At its core, deceleration is simply negative acceleration. If a car goes from 60 mph to 0 in five seconds, it is losing speed every second. The calculator above converts the entered speed into feet per second, subtracts final speed from initial speed, and divides that difference by time. The result tells you how hard the vehicle or object slowed down on average during the event. This is useful for comparing braking systems, understanding stopping performance, modeling emergency stops, and translating motion data into a format that is more intuitive for roadway analysis.
Why feet per second squared matters
Many people are used to mph, but mph alone does not tell you how rapidly a vehicle is slowing. A speed of 60 mph sounds simple, yet in motion analysis it helps to convert that speed into feet per second. Since 1 mph equals about 1.4667 feet per second, 60 mph is about 88 ft/s. If a vehicle sheds all 88 ft/s in 5 seconds, its average deceleration magnitude is 17.6 ft/s². That single number can then be compared against expected braking ranges, surface conditions, or driver comfort thresholds.
- Traffic engineering: helps estimate braking behavior and safe stopping zones.
- Crash reconstruction: supports back-calculation from speed change and timing evidence.
- Performance testing: compares how quickly vehicles slow under repeatable conditions.
- Sports science: measures how athletes, sleds, carts, or machines lose speed.
- Safety planning: shows how time and speed dramatically affect stopping performance.

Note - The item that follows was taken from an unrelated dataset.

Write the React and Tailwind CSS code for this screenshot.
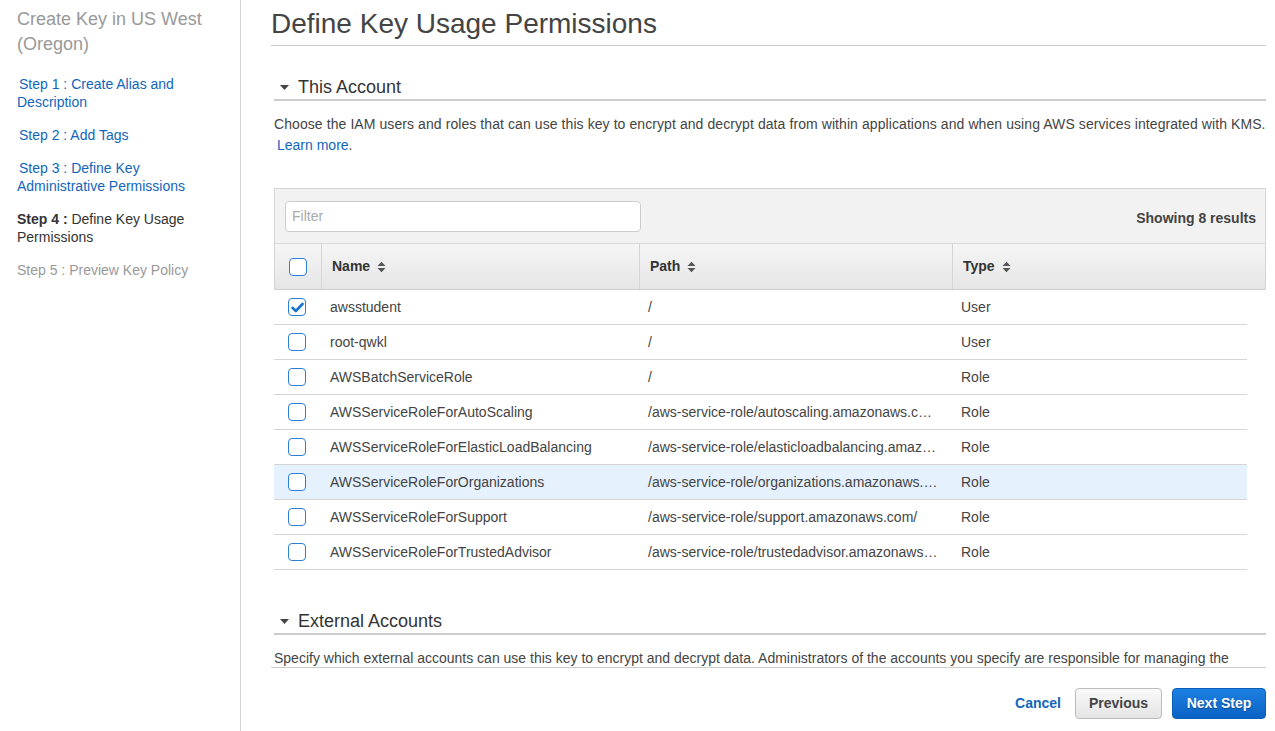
import React from "react";

const rows = [
  { name: "awsstudent", path: "/", type: "User", checked: true },
  { name: "root-qwkl", path: "/", type: "User" },
  { name: "AWSBatchServiceRole", path: "/", type: "Role" },
  { name: "AWSServiceRoleForAutoScaling", path: "/aws-service-role/autoscaling.amazonaws.com/", type: "Role" },
  { name: "AWSServiceRoleForElasticLoadBalancing", path: "/aws-service-role/elasticloadbalancing.amazonaws.com/", type: "Role" },
  { name: "AWSServiceRoleForOrganizations", path: "/aws-service-role/organizations.amazonaws.com/", type: "Role", highlight: true },
  { name: "AWSServiceRoleForSupport", path: "/aws-service-role/support.amazonaws.com/", type: "Role" },
  { name: "AWSServiceRoleForTrustedAdvisor", path: "/aws-service-role/trustedadvisor.amazonaws.com/", type: "Role" },
];

function SortIcon() {
  return (
    <svg width="9" height="12" viewBox="0 0 9 12" className="ml-[7px]">
      <polygon points="0.5,5 4.5,0.8 8.5,5" fill="#555" />
      <polygon points="0.5,7 4.5,11.2 8.5,7" fill="#555" />
    </svg>
  );
}

function Caret() {
  return (
    <svg width="9" height="5" viewBox="0 0 9 5" className="mr-[9px] ml-[6px]">
      <polygon points="0,0 9,0 4.5,5" fill="#444" />
    </svg>
  );
}

function Checkbox({ checked }) {
  return (
    <div className="w-[18px] h-[18px] rounded-[4px] border border-[#2a7fd6] bg-white flex items-center justify-center">
      {checked && (
        <svg width="13" height="11" viewBox="0 0 13 11">
          <path d="M1.5 5.8 L4.8 9 L11.5 2" fill="none" stroke="#1a73d0" strokeWidth="2.6" strokeLinecap="round" strokeLinejoin="round" />
        </svg>
      )}
    </div>
  );
}

export default function App() {
  return (
    <div
      className="flex w-[1275px] h-[731px] bg-white overflow-hidden text-[#444]"
      style={{ fontFamily: '"Liberation Sans", Arial, sans-serif' }}
    >
      {/* Sidebar */}
      <div className="w-[241px] shrink-0 border-r border-[#d5d5d5] pl-[17px] pt-[7px]">
        <div className="w-[210px]">
          <div className="text-[18px] leading-[25px] text-[#999]">Create Key in US West (Oregon)</div>
          <div className="mt-[18px] text-[14px] leading-[18px]">
            <div className="text-[#1166bb] indent-[2px] mb-[15px]">Step 1 : Create Alias and Description</div>
            <div className="text-[#1166bb] indent-[2px] mb-[15px]">Step 2 : Add Tags</div>
            <div className="text-[#1166bb] indent-[2px] mb-[15px]">Step 3 : Define Key Administrative Permissions</div>
            <div className="text-[#333] mb-[15px]">
              <span className="font-bold">Step 4 :</span> Define Key Usage Permissions
            </div>
            <div className="text-[#999]">Step 5 : Preview Key Policy</div>
          </div>
        </div>
      </div>

      {/* Main */}
      <div className="flex-1 flex flex-col pl-[30px] pr-[9px]">
        <div className="h-[668px] shrink-0 overflow-hidden border-b border-[#ccc]">
          <h1 className="text-[28px] leading-[34px] pt-[7px] pb-[4px] border-b border-[#ccc] text-[#444]">
            Define Key Usage Permissions
          </h1>

          <div className="ml-[3px]">
            {/* This Account */}
            <div className="mt-[30px] pb-[1px] border-b-2 border-[#ccc] flex items-center text-[18px] leading-[22px] text-[#333]">
              <Caret />
              This Account
            </div>
            <div className="mt-[13px] text-[14px] leading-[21px] text-[#444]">
              <div className="whitespace-nowrap tracking-[0.08px]">
                Choose the IAM users and roles that can use this key to encrypt and decrypt data from within applications and when using AWS services integrated with KMS.
              </div>
              <div className="pl-[3px]">
                <span className="text-[#1166bb]">Learn more</span>.
              </div>
            </div>

            {/* Table */}
            <div className="mt-[32px] text-[14px]">
              <div className="border border-b-0 border-[#d5d5d5]">
                <div className="bg-[#f2f2f2] flex items-center justify-between pl-[10px] pr-[9px] pt-[12px] pb-[11px] border-b border-[#d9d9d9]">
                  <div className="w-[356px] h-[31px] rounded-[4px] border border-[#ccc] bg-white flex items-center pl-[6px] text-[#aaa]">
                    Filter
                  </div>
                  <div className="font-bold text-[#444] pt-[3px]">Showing 8 results</div>
                </div>
                <div className="flex h-[46px] bg-gradient-to-b from-[#f5f5f5] to-[#e6e6e6] border-b border-[#ccc] font-bold text-[#333]">
                  <div className="w-[47px] shrink-0 border-r border-[#d5d5d5] flex items-center pl-[14px]">
                    <Checkbox />
                  </div>
                  <div className="w-[318px] shrink-0 border-r border-[#d5d5d5] flex items-center pl-[10px]">
                    Name <SortIcon />
                  </div>
                  <div className="w-[313px] shrink-0 border-r border-[#d5d5d5] flex items-center pl-[10px]">
                    Path <SortIcon />
                  </div>
                  <div className="flex-1 flex items-center pl-[10px]">
                    Type <SortIcon />
                  </div>
                </div>
              </div>
              <div className="w-[973px]">
                {rows.map((r) => (
                  <div
                    key={r.name}
                    className={`flex h-[35px] items-center border-b border-[#d5d5d5] ${r.highlight ? "bg-[#e5f1fd]" : "bg-white"}`}
                  >
                    <div className="w-[46px] shrink-0 pl-[14px] flex items-center">
                      <Checkbox checked={r.checked} />
                    </div>
                    <div className="w-[318px] shrink-0 pl-[10px] truncate">{r.name}</div>
                    <div className="w-[313px] shrink-0 pl-[10px] pr-[12px] truncate">{r.path}</div>
                    <div className="flex-1 pl-[10px]">{r.type}</div>
                  </div>
                ))}
              </div>
            </div>

            {/* External Accounts */}
            <div className="mt-[40px] pb-[1px] border-b-2 border-[#ccc] flex items-center text-[18px] leading-[22px] text-[#333]">
              <Caret />
              External Accounts
            </div>
            <div className="mt-[13px] text-[14px] leading-[21px] text-[#444]">
              Specify which external accounts can use this key to encrypt and decrypt data. Administrators of the accounts you specify are responsible for managing the permissions that allow their IAM users and roles to use this key.
            </div>
          </div>
        </div>

        {/* Footer */}
        <div className="flex justify-end items-center pt-[20px] text-[14px] font-bold">
          <span className="text-[#1166bb] mr-[14px]">Cancel</span>
          <button className="w-[87px] h-[31px] rounded-[4px] border border-[#bbb] bg-gradient-to-b from-[#fafafa] to-[#e4e4e4] text-[#444] mr-[10px]">
            Previous
          </button>
          <button
            className="w-[94px] h-[31px] rounded-[4px] border border-[#0b5fba] bg-gradient-to-b from-[#1d80e2] to-[#0a62c4] text-white"
            style={{ textShadow: "0 1px 1px rgba(0,0,0,0.35)" }}
          >
            Next Step
          </button>
        </div>
      </div>
    </div>
  );
}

The main formula behind the calculator
For constant deceleration, the average acceleration equation is:
a = (vf – vi) / t
Because deceleration represents slowing down, the result is negative when final speed is lower than initial speed. Many calculators report the magnitude instead, which is:
deceleration = (vi – vf) / t
In the calculator above, all speeds are converted to feet per second first. If you start at 45 mph, end at 15 mph, and take 3 seconds to slow down, the calculator converts each speed to ft/s and then divides the speed loss by 3 seconds. This gives an average deceleration in ft/s² and also estimates the distance traveled while slowing.
How to use the calculator correctly
- Enter the initial speed, which is the speed at the beginning of the braking or slowing event.
- Enter the final speed. For a full stop, use 0.
- Enter the time in seconds.
- Select the correct speed unit: mph, ft/s, or m/s.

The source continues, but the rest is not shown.